In Athens for a gastronomic Grand Tour, we had already hit The Grill, 5&10, Big City Bread, Clocked, and The National, and were emptying out our legs for a Rabelaisian brunch at The Grit. We walked through the clear chill of the Samhain morning from our motel to The Grit. Nervousness and immediate hunger pains prickled when we found the place closed. A couple of other fools stood in front of the door with us until we all realized that we were out of step with the world and we decided to recalibrate for an hour in the new cafe that had filled the block husk of Go Coffee.
Go was a great light-filled diner of a shop that we used to spend mornings playing Scrabble in. Red Eye, we found, was significantly darker in pallor and was jamming NPR’s Sunday Morning throughout our stay. It became quickly apparent that Red Eye had something in common with my deceased bros at Method with their connoisseurship of beans and with their Chemex brewing vessels. I noted this to the somewhat disinterested proprietor and he mentioned that Octane, who had bought out Method, was going to be utilizing the same brewing process and would be opening soon. Now in April of the following year I haven’t had the courage to field verify his assertion. I also noted that I used to kick it in this space when it was Go; his disinterest resurfaced.

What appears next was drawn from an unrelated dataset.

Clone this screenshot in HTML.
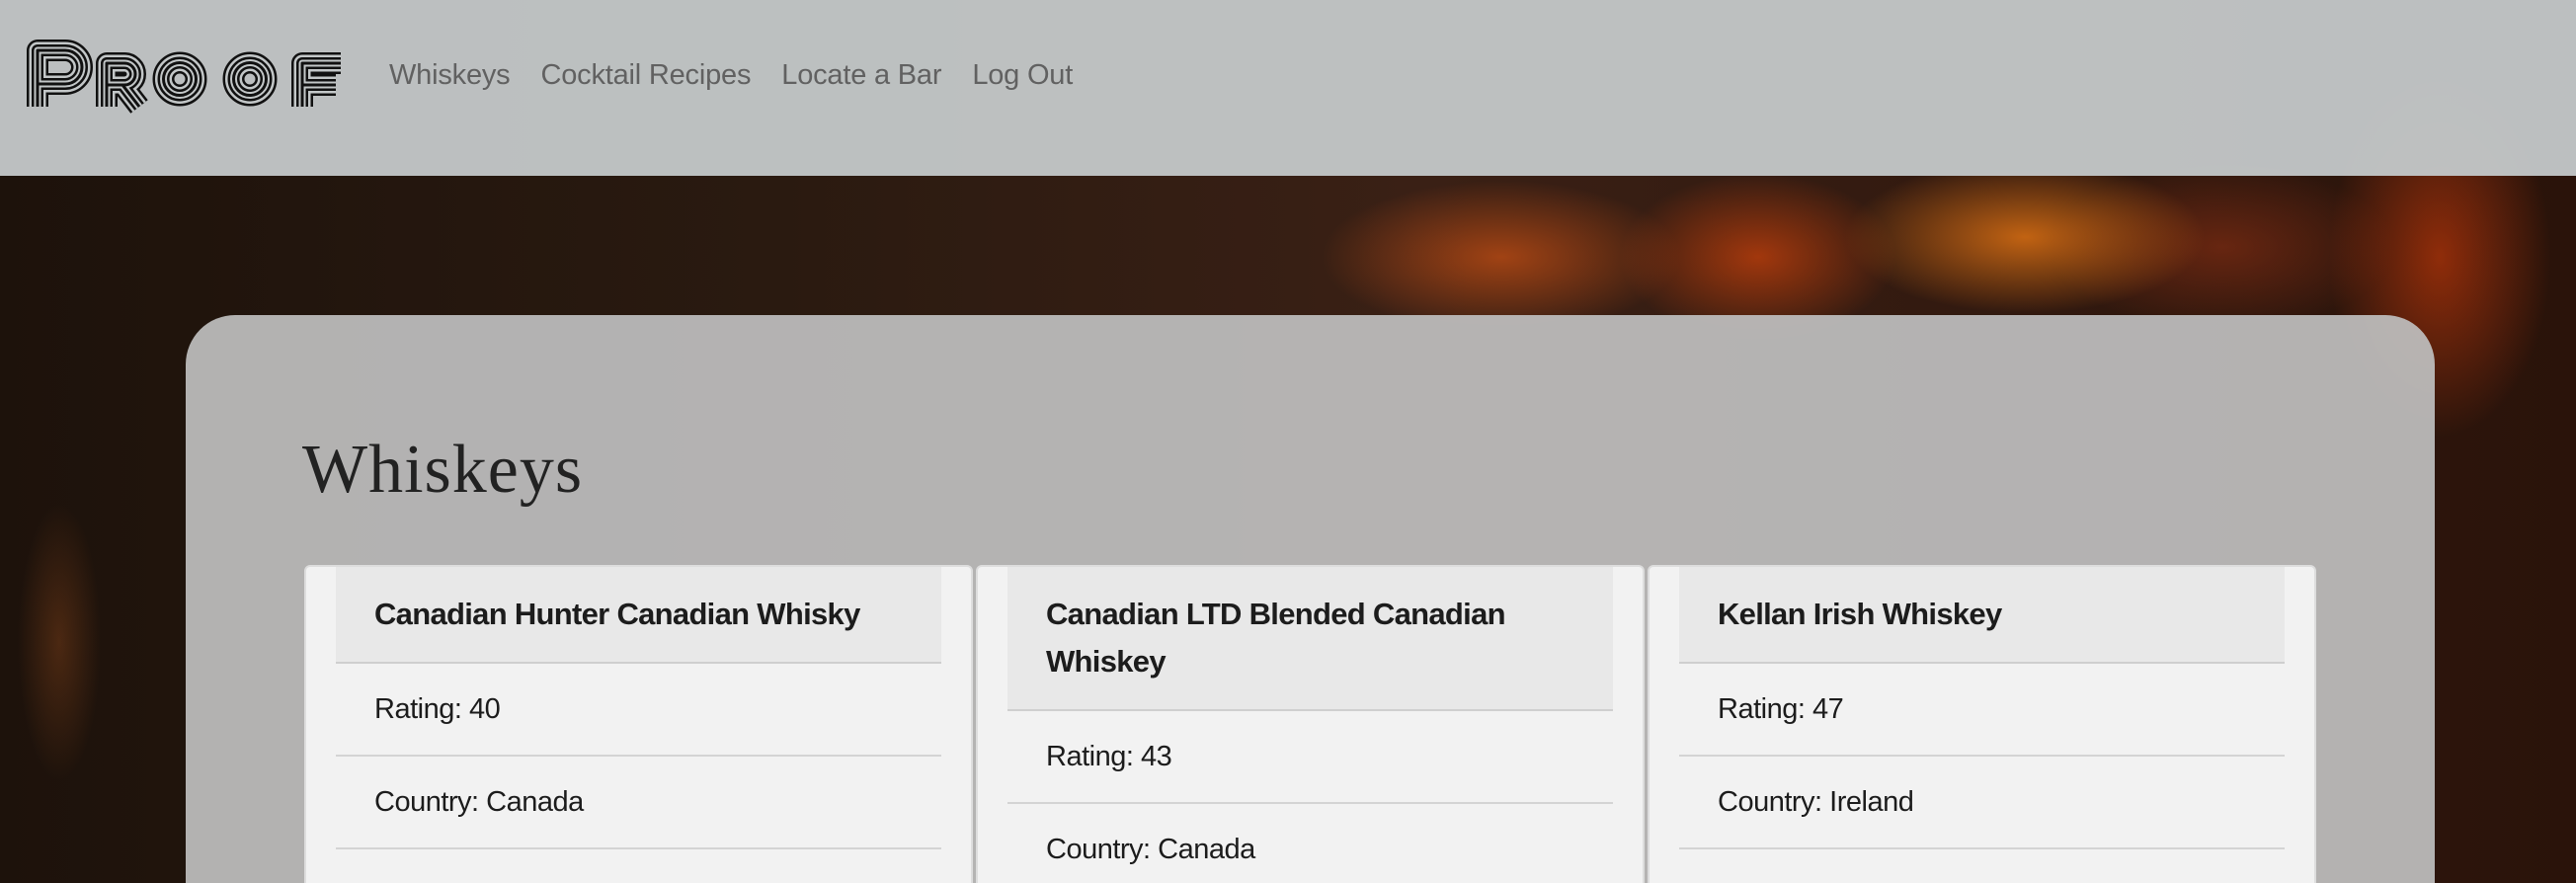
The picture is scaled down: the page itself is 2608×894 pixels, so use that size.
<!DOCTYPE html>
<html><head><meta charset="utf-8"><style>
html,body{margin:0;padding:0;width:2608px;height:894px;overflow:hidden;font-family:"Liberation Sans",sans-serif;}
body{position:relative;background:#140b06;}
.bg{position:absolute;inset:0;background:
radial-gradient(ellipse 260px 110px at 2050px 240px,rgba(255,130,20,.7),transparent 70%),
radial-gradient(ellipse 200px 120px at 1780px 260px,rgba(220,70,10,.65),transparent 70%),
radial-gradient(ellipse 260px 110px at 1520px 260px,rgba(230,90,20,.6),transparent 70%),
radial-gradient(ellipse 160px 260px at 2470px 260px,rgba(210,60,10,.6),transparent 70%),
radial-gradient(ellipse 250px 120px at 2250px 250px,rgba(150,50,20,.55),transparent 70%),
radial-gradient(ellipse 60px 200px at 60px 650px,rgba(160,80,30,.35),transparent 70%),
linear-gradient(90deg,#1d120b 0%,#2a1a10 30%,#3a2015 55%,#2a130a 100%);}
.hdr{position:absolute;left:0;top:0;width:2608px;height:178px;background:rgba(195,199,200,.96);}
.nav{position:absolute;top:60px;left:394px;font-size:29px;color:#616161;letter-spacing:-0.2px;}
.nav span{margin-right:31px;}
.panel{position:absolute;left:188px;top:319px;width:2277px;height:700px;border-radius:50px;background:rgba(190,190,190,.93);}
h1{position:absolute;left:306px;top:436px;margin:0;font-family:"Liberation Serif",serif;font-weight:normal;font-size:70px;color:#222;letter-spacing:1px;}
.card{position:absolute;top:572px;width:677px;height:400px;background:rgba(246,246,246,.93);border-radius:6px;border:2px solid #ddd;box-sizing:border-box;}
.card .hd{margin:0 30px;background:rgba(225,225,225,.6);padding:24px 39px 24px;font-weight:bold;font-size:31px;letter-spacing:-0.7px;line-height:48px;color:#1c1c1c;border-bottom:2px solid #cfcfcf;}
.card .it{margin:0 30px;padding:0 39px;height:92px;line-height:92px;font-size:29px;letter-spacing:-0.5px;color:#1c1c1c;border-bottom:2px solid #d4d4d4;}
</style></head><body>
<div class="bg"></div>
<div class="hdr"></div>
<svg style="position:absolute;left:0;top:0" width="400" height="130">
<defs><g id="L" fill="none" stroke-linecap="butt" stroke-linejoin="round">
<path d="M38 108 V51 H66 A17 17 0 0 1 66 85 H38"/>
<path d="M108 108 V64 H126 A11 11 0 0 1 126 86 H108 M124 86 L141 108"/>
<circle cx="182" cy="80" r="16.5"/>
<circle cx="253" cy="80" r="16.5"/>
<path d="M306 108 V64 H345 M306 86 H340"/>
</g></defs>
<use href="#L" stroke="#111" stroke-width="22"/>
<use href="#L" stroke="#c3c7c8" stroke-width="17"/>
<use href="#L" stroke="#111" stroke-width="12"/>
<use href="#L" stroke="#c3c7c8" stroke-width="7"/>
<use href="#L" stroke="#111" stroke-width="3"/>
</svg>
<div class="nav"><span>Whiskeys</span><span>Cocktail Recipes</span><span>Locate a Bar</span><span>Log Out</span></div>
<div class="panel"></div>
<h1>Whiskeys</h1>
<div class="card" style="left:308px"><div class="hd">Canadian Hunter Canadian Whisky</div><div class="it">Rating: 40</div><div class="it">Country: Canada</div></div>
<div class="card" style="left:988px"><div class="hd">Canadian LTD Blended Canadian Whiskey</div><div class="it">Rating: 43</div><div class="it">Country: Canada</div></div>
<div class="card" style="left:1668px"><div class="hd">Kellan Irish Whiskey</div><div class="it">Rating: 47</div><div class="it">Country: Ireland</div></div>
</body></html>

It was quiet save for Bob Edwards on the squawk-box and the day with all of the rest of the folks in it loped toward us in the Sunday sun like a slow-motion mob advancing. The cork coaster protecting the glass coffee table kept sticking to my cup and falling in my lap. A man from the real day entered the shop hesitantly. He carried a fresh baguette that filled the whole room immediately with warmth and crusty aroma. A fresh baguette on a Sunday? I recalled another time when I was doing the unstuck. I arrived via treno in Venice on a Sunday morning and hurriedly took a camera at a joint right there in the Canneregio. I had probably been up since four or five because I couldn’t sleep in Florence for some reason that escapes me now. I was hungry and bewildered by the city I had been co-opting for years already and rushed out to find a loaf of bread. Most of the bakeries were closed and a few little bodegas brandished their empty cabinets sadly like I had been at the end of a particularly long Russian bread line. Roman Catholicism’s stranglehold on poor little Venice had reached my doorstep and I languished on the cobbles of a campo until the sun set. It was as odd to me that Sunday wouldn’t be the perfect day to bake oodles of fresh bread as it was that wine couldn’t be purchased in Georgia on Sundays; name two more popular miracles of Jesus than the feeding of the multitudes and wedding feast of Cana. This bastard in Red Eye was lucky, and the smell brought me chronosyncronous with him and the sun.
Bound as we were back into the world, we headed out to destroy The Grit and stroll through ‘Bear Hollow Trail’ at Memorial Park to kick it with their crippled Bubo Virginianii.